→ **Problem**: Leave out the images; return the rest of the data exactly.

→ **Material**:
"""
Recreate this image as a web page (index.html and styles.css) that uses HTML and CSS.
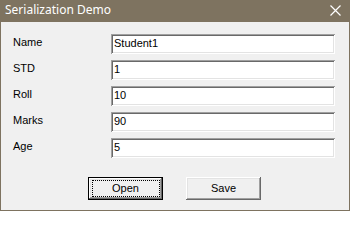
FILE: index.html
```html
<!DOCTYPE html>
<html>
<head>
<meta charset="utf-8">
<link rel="stylesheet" href="styles.css">
</head>
<body>
<div class="window">
  <div class="titlebar">
    <span class="title">Serialization Demo</span>
    <svg class="close" width="11" height="11" viewBox="0 0 11 11"><path d="M0.5 0.5 L10.5 10.5 M10.5 0.5 L0.5 10.5" stroke="#ffffff" stroke-width="1.2" fill="none"/></svg>
  </div>
  <div class="client">
    <div class="form">
      <label class="label">Name</label><div class="textbox">Student1</div>
      <label class="label">STD</label><div class="textbox">1</div>
      <label class="label">Roll</label><div class="textbox">10</div>
      <label class="label">Marks</label><div class="textbox">90</div>
      <label class="label">Age</label><div class="textbox">5</div>
    </div>
    <div class="buttons">
      <button class="btn default"><span class="focus">Open</span></button>
      <button class="btn">Save</button>
    </div>
  </div>
</div>
</body>
</html>
```
FILE: styles.css
```css
html, body {
  margin: 0;
  padding: 0;
  background: #ffffff;
}
.window {
  width: 350px;
  height: 211px;
  box-sizing: border-box;
  background: #7e7360;
  padding: 0 1px 1px 1px;
  display: flex;
  flex-direction: column;
}
.titlebar {
  height: 22px;
  flex: none;
  display: flex;
  align-items: center;
  justify-content: space-between;
  padding: 0 8px 0 4px;
}
.title {
  font-family: "Noto Sans", "DejaVu Sans", sans-serif;
  font-size: 12px;
  color: #ffffff;
  line-height: 16px;
  margin-top: -2px;
}
.close {
  display: block;
  margin-top: -1px;
}
.client {
  flex: 1;
  background: #f0f0f0;
  padding: 12px 0 0 12px;
  font-family: "Liberation Sans", Arial, sans-serif;
  font-size: 11px;
  color: #000;
  border-bottom: 1px solid #f0f0f0;
}
.form {
  display: grid;
  grid-template-columns: 98px 224px;
  grid-auto-rows: 20px;
  row-gap: 6px;
}
.label {
  line-height: 13px;
  padding-top: 2px;
}
.textbox {
  background: #ffffff;
  box-sizing: border-box;
  height: 20px;
  padding: 3px 3px 0 3px;
  line-height: 13px;
  box-shadow: inset 1px 1px #a0a0a0, inset -1px -1px #ffffff, inset 2px 2px #696969, inset -2px -2px #e3e3e3;
}
.buttons {
  display: flex;
  gap: 23px;
  margin: 19px 0 0 75px;
}
.btn {
  width: 75px;
  height: 23px;
  box-sizing: border-box;
  margin: 0;
  padding: 0;
  border: none;
  background: #f0f0f0;
  font-family: "Liberation Sans", Arial, sans-serif;
  font-size: 11px;
  color: #000;
  line-height: 13px;
  box-shadow: inset -1px -1px #696969, inset 1px 1px #ffffff, inset -2px -2px #a0a0a0, inset 2px 2px #e3e3e3;
}
.btn.default {
  border: 1px solid #000;
  position: relative;
}
.focus::before {
  content: "";
  position: absolute;
  left: 3px;
  top: 2px;
  right: 2px;
  bottom: 2px;
  border: 1px dotted #000;
}
```
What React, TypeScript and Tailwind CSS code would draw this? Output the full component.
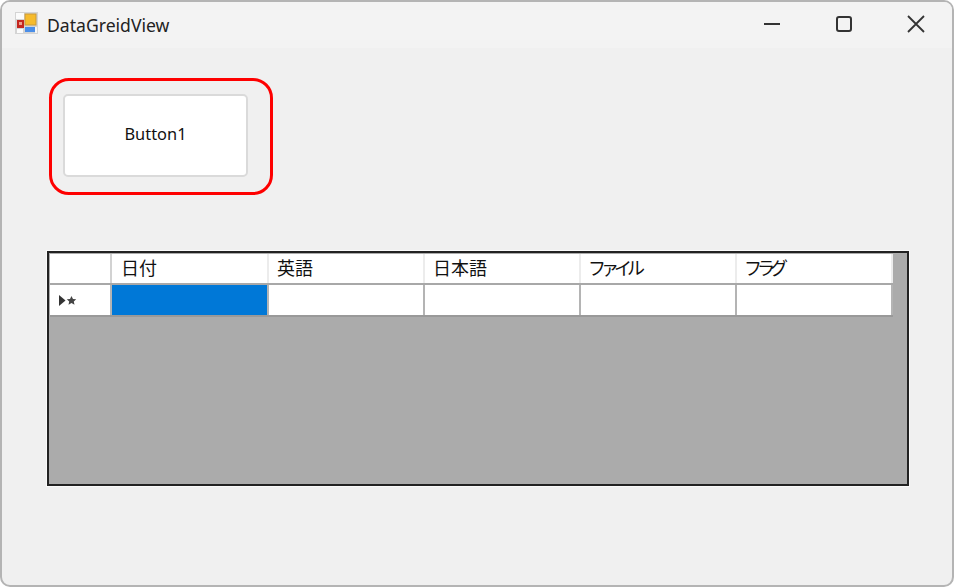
"""
→ **Solution**:
Recreate this image as a web page (index.html and styles.css) that uses HTML and CSS.
FILE: index.html
```html
<!DOCTYPE html>
<html>
<head>
<meta charset="utf-8">
<link rel="stylesheet" href="styles.css">
</head>
<body>
<div class="window">
  <div class="titlebar">
    <span class="title">Serialization Demo</span>
    <svg class="close" width="11" height="11" viewBox="0 0 11 11"><path d="M0.5 0.5 L10.5 10.5 M10.5 0.5 L0.5 10.5" stroke="#ffffff" stroke-width="1.2" fill="none"/></svg>
  </div>
  <div class="client">
    <div class="form">
      <label class="label">Name</label><div class="textbox">Student1</div>
      <label class="label">STD</label><div class="textbox">1</div>
      <label class="label">Roll</label><div class="textbox">10</div>
      <label class="label">Marks</label><div class="textbox">90</div>
      <label class="label">Age</label><div class="textbox">5</div>
    </div>
    <div class="buttons">
      <button class="btn default"><span class="focus">Open</span></button>
      <button class="btn">Save</button>
    </div>
  </div>
</div>
</body>
</html>
```
FILE: styles.css
```css
html, body {
  margin: 0;
  padding: 0;
  background: #ffffff;
}
.window {
  width: 350px;
  height: 211px;
  box-sizing: border-box;
  background: #7e7360;
  padding: 0 1px 1px 1px;
  display: flex;
  flex-direction: column;
}
.titlebar {
  height: 22px;
  flex: none;
  display: flex;
  align-items: center;
  justify-content: space-between;
  padding: 0 8px 0 4px;
}
.title {
  font-family: "Noto Sans", "DejaVu Sans", sans-serif;
  font-size: 12px;
  color: #ffffff;
  line-height: 16px;
  margin-top: -2px;
}
.close {
  display: block;
  margin-top: -1px;
}
.client {
  flex: 1;
  background: #f0f0f0;
  padding: 12px 0 0 12px;
  font-family: "Liberation Sans", Arial, sans-serif;
  font-size: 11px;
  color: #000;
  border-bottom: 1px solid #f0f0f0;
}
.form {
  display: grid;
  grid-template-columns: 98px 224px;
  grid-auto-rows: 20px;
  row-gap: 6px;
}
.label {
  line-height: 13px;
  padding-top: 2px;
}
.textbox {
  background: #ffffff;
  box-sizing: border-box;
  height: 20px;
  padding: 3px 3px 0 3px;
  line-height: 13px;
  box-shadow: inset 1px 1px #a0a0a0, inset -1px -1px #ffffff, inset 2px 2px #696969, inset -2px -2px #e3e3e3;
}
.buttons {
  display: flex;
  gap: 23px;
  margin: 19px 0 0 75px;
}
.btn {
  width: 75px;
  height: 23px;
  box-sizing: border-box;
  margin: 0;
  padding: 0;
  border: none;
  background: #f0f0f0;
  font-family: "Liberation Sans", Arial, sans-serif;
  font-size: 11px;
  color: #000;
  line-height: 13px;
  box-shadow: inset -1px -1px #696969, inset 1px 1px #ffffff, inset -2px -2px #a0a0a0, inset 2px 2px #e3e3e3;
}
.btn.default {
  border: 1px solid #000;
  position: relative;
}
.focus::before {
  content: "";
  position: absolute;
  left: 3px;
  top: 2px;
  right: 2px;
  bottom: 2px;
  border: 1px dotted #000;
}
```
What React, TypeScript and Tailwind CSS code would draw this? Output the full component.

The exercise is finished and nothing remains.